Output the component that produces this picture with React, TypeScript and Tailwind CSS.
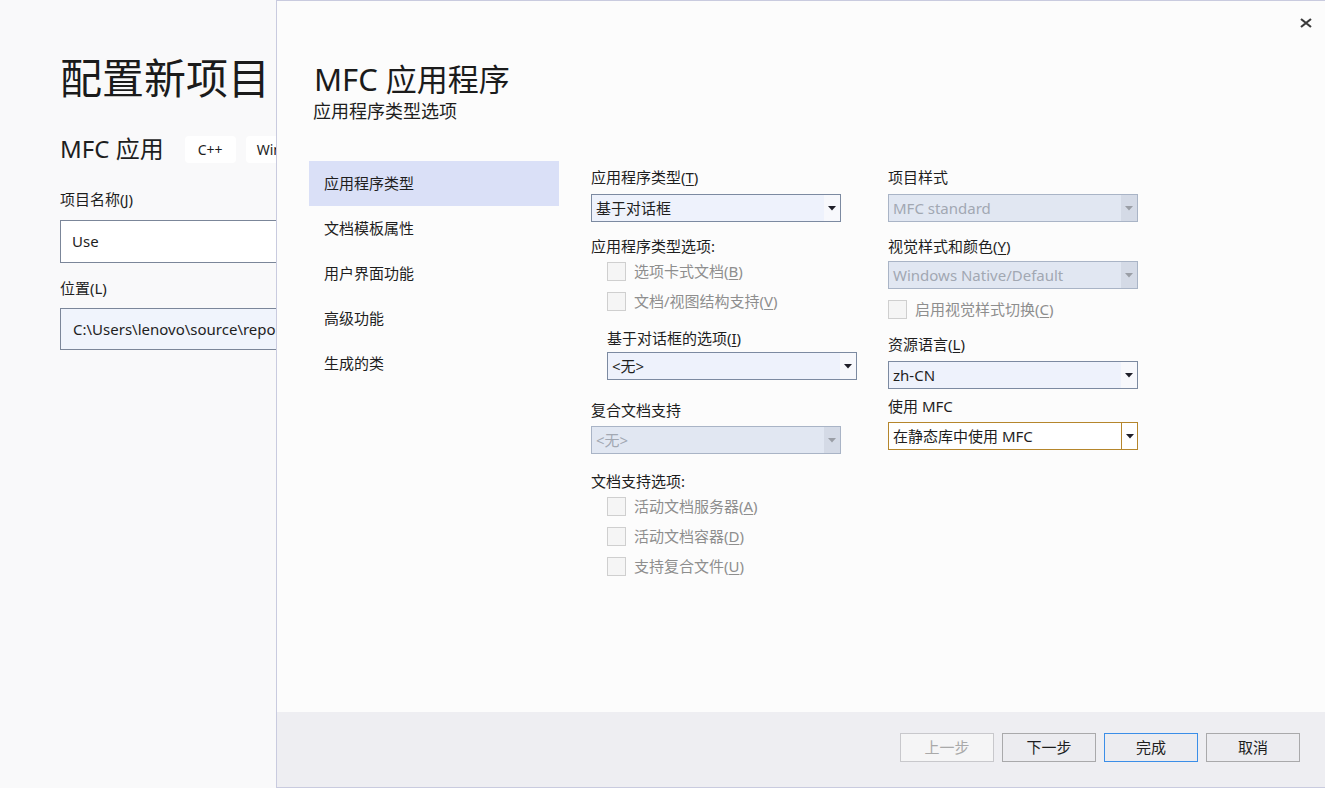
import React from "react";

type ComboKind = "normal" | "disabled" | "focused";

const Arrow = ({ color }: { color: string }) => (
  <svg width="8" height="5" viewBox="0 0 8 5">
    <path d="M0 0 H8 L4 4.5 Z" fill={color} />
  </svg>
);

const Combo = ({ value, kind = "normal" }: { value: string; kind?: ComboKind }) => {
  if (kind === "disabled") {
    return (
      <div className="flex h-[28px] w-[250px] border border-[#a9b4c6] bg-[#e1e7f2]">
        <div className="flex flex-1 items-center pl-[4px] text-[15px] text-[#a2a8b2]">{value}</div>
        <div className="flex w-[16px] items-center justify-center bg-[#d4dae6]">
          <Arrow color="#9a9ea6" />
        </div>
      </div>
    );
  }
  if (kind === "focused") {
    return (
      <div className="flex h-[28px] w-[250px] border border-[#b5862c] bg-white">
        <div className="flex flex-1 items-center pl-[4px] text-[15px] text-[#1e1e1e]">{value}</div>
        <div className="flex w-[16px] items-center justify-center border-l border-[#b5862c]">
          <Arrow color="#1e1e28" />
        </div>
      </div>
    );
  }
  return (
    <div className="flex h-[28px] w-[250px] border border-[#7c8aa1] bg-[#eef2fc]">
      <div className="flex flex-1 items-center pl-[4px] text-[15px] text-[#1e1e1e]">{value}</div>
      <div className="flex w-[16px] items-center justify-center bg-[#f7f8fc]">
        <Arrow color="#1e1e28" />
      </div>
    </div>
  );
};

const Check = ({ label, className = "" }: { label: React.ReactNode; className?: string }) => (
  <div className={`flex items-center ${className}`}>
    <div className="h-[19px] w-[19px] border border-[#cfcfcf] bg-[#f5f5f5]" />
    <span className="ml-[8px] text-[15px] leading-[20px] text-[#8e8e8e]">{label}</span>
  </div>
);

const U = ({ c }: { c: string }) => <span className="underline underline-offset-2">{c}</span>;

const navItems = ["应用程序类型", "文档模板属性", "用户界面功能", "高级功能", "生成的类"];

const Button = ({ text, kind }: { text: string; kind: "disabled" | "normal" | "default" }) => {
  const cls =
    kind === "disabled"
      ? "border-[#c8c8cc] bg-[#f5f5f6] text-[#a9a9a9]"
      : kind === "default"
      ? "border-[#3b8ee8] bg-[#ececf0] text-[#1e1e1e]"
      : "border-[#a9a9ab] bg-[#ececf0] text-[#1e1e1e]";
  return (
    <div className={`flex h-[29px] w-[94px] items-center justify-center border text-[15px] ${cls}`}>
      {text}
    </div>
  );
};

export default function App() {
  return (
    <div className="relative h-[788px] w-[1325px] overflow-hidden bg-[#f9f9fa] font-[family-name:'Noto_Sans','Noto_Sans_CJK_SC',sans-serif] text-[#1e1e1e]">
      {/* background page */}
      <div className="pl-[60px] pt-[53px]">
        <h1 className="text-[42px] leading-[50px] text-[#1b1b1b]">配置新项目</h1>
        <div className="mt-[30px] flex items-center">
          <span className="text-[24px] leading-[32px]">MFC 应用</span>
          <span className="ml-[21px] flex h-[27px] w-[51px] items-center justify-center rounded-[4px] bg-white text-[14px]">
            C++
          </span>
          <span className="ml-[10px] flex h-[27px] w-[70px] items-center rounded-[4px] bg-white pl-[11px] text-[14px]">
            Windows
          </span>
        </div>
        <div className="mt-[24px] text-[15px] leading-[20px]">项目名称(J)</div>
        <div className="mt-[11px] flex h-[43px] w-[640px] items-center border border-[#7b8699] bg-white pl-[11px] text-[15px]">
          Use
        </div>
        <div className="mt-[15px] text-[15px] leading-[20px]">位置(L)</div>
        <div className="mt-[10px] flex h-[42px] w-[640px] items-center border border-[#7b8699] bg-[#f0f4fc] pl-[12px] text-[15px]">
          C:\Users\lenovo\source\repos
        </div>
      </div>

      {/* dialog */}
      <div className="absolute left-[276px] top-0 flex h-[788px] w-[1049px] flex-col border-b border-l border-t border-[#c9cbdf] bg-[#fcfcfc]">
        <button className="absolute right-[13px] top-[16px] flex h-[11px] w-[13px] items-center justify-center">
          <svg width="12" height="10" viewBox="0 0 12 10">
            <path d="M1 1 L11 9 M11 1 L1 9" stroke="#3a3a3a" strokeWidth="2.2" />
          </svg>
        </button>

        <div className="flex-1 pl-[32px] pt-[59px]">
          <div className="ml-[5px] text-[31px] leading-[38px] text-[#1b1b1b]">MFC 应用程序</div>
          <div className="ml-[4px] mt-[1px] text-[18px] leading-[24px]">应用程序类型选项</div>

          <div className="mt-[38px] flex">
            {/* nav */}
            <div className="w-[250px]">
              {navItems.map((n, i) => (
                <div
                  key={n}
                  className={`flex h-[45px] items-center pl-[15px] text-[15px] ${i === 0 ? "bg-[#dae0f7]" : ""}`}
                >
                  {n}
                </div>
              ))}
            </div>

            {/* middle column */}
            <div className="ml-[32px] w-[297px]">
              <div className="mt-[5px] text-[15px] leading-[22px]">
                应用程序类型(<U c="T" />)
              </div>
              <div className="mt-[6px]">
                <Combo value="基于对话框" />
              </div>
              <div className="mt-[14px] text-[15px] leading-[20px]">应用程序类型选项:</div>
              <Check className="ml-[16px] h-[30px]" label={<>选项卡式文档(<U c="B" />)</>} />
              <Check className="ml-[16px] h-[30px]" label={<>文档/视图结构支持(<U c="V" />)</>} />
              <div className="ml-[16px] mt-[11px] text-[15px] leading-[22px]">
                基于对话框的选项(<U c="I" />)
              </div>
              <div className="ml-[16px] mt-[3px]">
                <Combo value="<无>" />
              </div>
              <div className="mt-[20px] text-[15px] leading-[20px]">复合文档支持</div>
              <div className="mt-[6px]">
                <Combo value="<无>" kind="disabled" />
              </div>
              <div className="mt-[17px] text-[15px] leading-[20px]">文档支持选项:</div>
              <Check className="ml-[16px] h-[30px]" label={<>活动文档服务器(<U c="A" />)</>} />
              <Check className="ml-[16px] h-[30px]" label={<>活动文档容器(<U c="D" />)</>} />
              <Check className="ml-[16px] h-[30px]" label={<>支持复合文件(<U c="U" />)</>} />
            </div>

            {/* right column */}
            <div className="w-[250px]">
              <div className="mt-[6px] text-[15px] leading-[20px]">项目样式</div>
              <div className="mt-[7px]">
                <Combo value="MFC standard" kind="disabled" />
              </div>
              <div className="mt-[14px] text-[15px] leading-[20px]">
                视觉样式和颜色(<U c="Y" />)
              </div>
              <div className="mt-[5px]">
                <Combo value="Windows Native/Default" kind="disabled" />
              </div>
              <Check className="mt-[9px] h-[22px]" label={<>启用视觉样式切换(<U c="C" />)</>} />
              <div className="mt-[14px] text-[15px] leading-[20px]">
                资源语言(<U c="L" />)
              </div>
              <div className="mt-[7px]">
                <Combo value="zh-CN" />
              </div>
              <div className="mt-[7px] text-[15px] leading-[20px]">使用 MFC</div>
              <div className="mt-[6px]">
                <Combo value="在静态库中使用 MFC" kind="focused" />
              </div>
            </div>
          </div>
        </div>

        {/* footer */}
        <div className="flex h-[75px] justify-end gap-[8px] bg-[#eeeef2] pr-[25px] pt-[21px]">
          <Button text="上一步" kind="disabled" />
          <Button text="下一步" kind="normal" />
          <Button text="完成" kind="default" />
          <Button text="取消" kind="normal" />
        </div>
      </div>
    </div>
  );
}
§
* TASK TO CARRY OUT
Leave the pictures out and copy the rest of the data exactly.

* REPLY TO THE TASK
Output the component that produces this picture with React, TypeScript and Tailwind CSS.
import React from "react";

type ComboKind = "normal" | "disabled" | "focused";

const Arrow = ({ color }: { color: string }) => (
  <svg width="8" height="5" viewBox="0 0 8 5">
    <path d="M0 0 H8 L4 4.5 Z" fill={color} />
  </svg>
);

const Combo = ({ value, kind = "normal" }: { value: string; kind?: ComboKind }) => {
  if (kind === "disabled") {
    return (
      <div className="flex h-[28px] w-[250px] border border-[#a9b4c6] bg-[#e1e7f2]">
        <div className="flex flex-1 items-center pl-[4px] text-[15px] text-[#a2a8b2]">{value}</div>
        <div className="flex w-[16px] items-center justify-center bg-[#d4dae6]">
          <Arrow color="#9a9ea6" />
        </div>
      </div>
    );
  }
  if (kind === "focused") {
    return (
      <div className="flex h-[28px] w-[250px] border border-[#b5862c] bg-white">
        <div className="flex flex-1 items-center pl-[4px] text-[15px] text-[#1e1e1e]">{value}</div>
        <div className="flex w-[16px] items-center justify-center border-l border-[#b5862c]">
          <Arrow color="#1e1e28" />
        </div>
      </div>
    );
  }
  return (
    <div className="flex h-[28px] w-[250px] border border-[#7c8aa1] bg-[#eef2fc]">
      <div className="flex flex-1 items-center pl-[4px] text-[15px] text-[#1e1e1e]">{value}</div>
      <div className="flex w-[16px] items-center justify-center bg-[#f7f8fc]">
        <Arrow color="#1e1e28" />
      </div>
    </div>
  );
};

const Check = ({ label, className = "" }: { label: React.ReactNode; className?: string }) => (
  <div className={`flex items-center ${className}`}>
    <div className="h-[19px] w-[19px] border border-[#cfcfcf] bg-[#f5f5f5]" />
    <span className="ml-[8px] text-[15px] leading-[20px] text-[#8e8e8e]">{label}</span>
  </div>
);

const U = ({ c }: { c: string }) => <span className="underline underline-offset-2">{c}</span>;

const navItems = ["应用程序类型", "文档模板属性", "用户界面功能", "高级功能", "生成的类"];

const Button = ({ text, kind }: { text: string; kind: "disabled" | "normal" | "default" }) => {
  const cls =
    kind === "disabled"
      ? "border-[#c8c8cc] bg-[#f5f5f6] text-[#a9a9a9]"
      : kind === "default"
      ? "border-[#3b8ee8] bg-[#ececf0] text-[#1e1e1e]"
      : "border-[#a9a9ab] bg-[#ececf0] text-[#1e1e1e]";
  return (
    <div className={`flex h-[29px] w-[94px] items-center justify-center border text-[15px] ${cls}`}>
      {text}
    </div>
  );
};

export default function App() {
  return (
    <div className="relative h-[788px] w-[1325px] overflow-hidden bg-[#f9f9fa] font-[family-name:'Noto_Sans','Noto_Sans_CJK_SC',sans-serif] text-[#1e1e1e]">
      {/* background page */}
      <div className="pl-[60px] pt-[53px]">
        <h1 className="text-[42px] leading-[50px] text-[#1b1b1b]">配置新项目</h1>
        <div className="mt-[30px] flex items-center">
          <span className="text-[24px] leading-[32px]">MFC 应用</span>
          <span className="ml-[21px] flex h-[27px] w-[51px] items-center justify-center rounded-[4px] bg-white text-[14px]">
            C++
          </span>
          <span className="ml-[10px] flex h-[27px] w-[70px] items-center rounded-[4px] bg-white pl-[11px] text-[14px]">
            Windows
          </span>
        </div>
        <div className="mt-[24px] text-[15px] leading-[20px]">项目名称(J)</div>
        <div className="mt-[11px] flex h-[43px] w-[640px] items-center border border-[#7b8699] bg-white pl-[11px] text-[15px]">
          Use
        </div>
        <div className="mt-[15px] text-[15px] leading-[20px]">位置(L)</div>
        <div className="mt-[10px] flex h-[42px] w-[640px] items-center border border-[#7b8699] bg-[#f0f4fc] pl-[12px] text-[15px]">
          C:\Users\lenovo\source\repos
        </div>
      </div>

      {/* dialog */}
      <div className="absolute left-[276px] top-0 flex h-[788px] w-[1049px] flex-col border-b border-l border-t border-[#c9cbdf] bg-[#fcfcfc]">
        <button className="absolute right-[13px] top-[16px] flex h-[11px] w-[13px] items-center justify-center">
          <svg width="12" height="10" viewBox="0 0 12 10">
            <path d="M1 1 L11 9 M11 1 L1 9" stroke="#3a3a3a" strokeWidth="2.2" />
          </svg>
        </button>

        <div className="flex-1 pl-[32px] pt-[59px]">
          <div className="ml-[5px] text-[31px] leading-[38px] text-[#1b1b1b]">MFC 应用程序</div>
          <div className="ml-[4px] mt-[1px] text-[18px] leading-[24px]">应用程序类型选项</div>

          <div className="mt-[38px] flex">
            {/* nav */}
            <div className="w-[250px]">
              {navItems.map((n, i) => (
                <div
                  key={n}
                  className={`flex h-[45px] items-center pl-[15px] text-[15px] ${i === 0 ? "bg-[#dae0f7]" : ""}`}
                >
                  {n}
                </div>
              ))}
            </div>

            {/* middle column */}
            <div className="ml-[32px] w-[297px]">
              <div className="mt-[5px] text-[15px] leading-[22px]">
                应用程序类型(<U c="T" />)
              </div>
              <div className="mt-[6px]">
                <Combo value="基于对话框" />
              </div>
              <div className="mt-[14px] text-[15px] leading-[20px]">应用程序类型选项:</div>
              <Check className="ml-[16px] h-[30px]" label={<>选项卡式文档(<U c="B" />)</>} />
              <Check className="ml-[16px] h-[30px]" label={<>文档/视图结构支持(<U c="V" />)</>} />
              <div className="ml-[16px] mt-[11px] text-[15px] leading-[22px]">
                基于对话框的选项(<U c="I" />)
              </div>
              <div className="ml-[16px] mt-[3px]">
                <Combo value="<无>" />
              </div>
              <div className="mt-[20px] text-[15px] leading-[20px]">复合文档支持</div>
              <div className="mt-[6px]">
                <Combo value="<无>" kind="disabled" />
              </div>
              <div className="mt-[17px] text-[15px] leading-[20px]">文档支持选项:</div>
              <Check className="ml-[16px] h-[30px]" label={<>活动文档服务器(<U c="A" />)</>} />
              <Check className="ml-[16px] h-[30px]" label={<>活动文档容器(<U c="D" />)</>} />
              <Check className="ml-[16px] h-[30px]" label={<>支持复合文件(<U c="U" />)</>} />
            </div>

            {/* right column */}
            <div className="w-[250px]">
              <div className="mt-[6px] text-[15px] leading-[20px]">项目样式</div>
              <div className="mt-[7px]">
                <Combo value="MFC standard" kind="disabled" />
              </div>
              <div className="mt-[14px] text-[15px] leading-[20px]">
                视觉样式和颜色(<U c="Y" />)
              </div>
              <div className="mt-[5px]">
                <Combo value="Windows Native/Default" kind="disabled" />
              </div>
              <Check className="mt-[9px] h-[22px]" label={<>启用视觉样式切换(<U c="C" />)</>} />
              <div className="mt-[14px] text-[15px] leading-[20px]">
                资源语言(<U c="L" />)
              </div>
              <div className="mt-[7px]">
                <Combo value="zh-CN" />
              </div>
              <div className="mt-[7px] text-[15px] leading-[20px]">使用 MFC</div>
              <div className="mt-[6px]">
                <Combo value="在静态库中使用 MFC" kind="focused" />
              </div>
            </div>
          </div>
        </div>

        {/* footer */}
        <div className="flex h-[75px] justify-end gap-[8px] bg-[#eeeef2] pr-[25px] pt-[21px]">
          <Button text="上一步" kind="disabled" />
          <Button text="下一步" kind="normal" />
          <Button text="完成" kind="default" />
          <Button text="取消" kind="normal" />
        </div>
      </div>
    </div>
  );
}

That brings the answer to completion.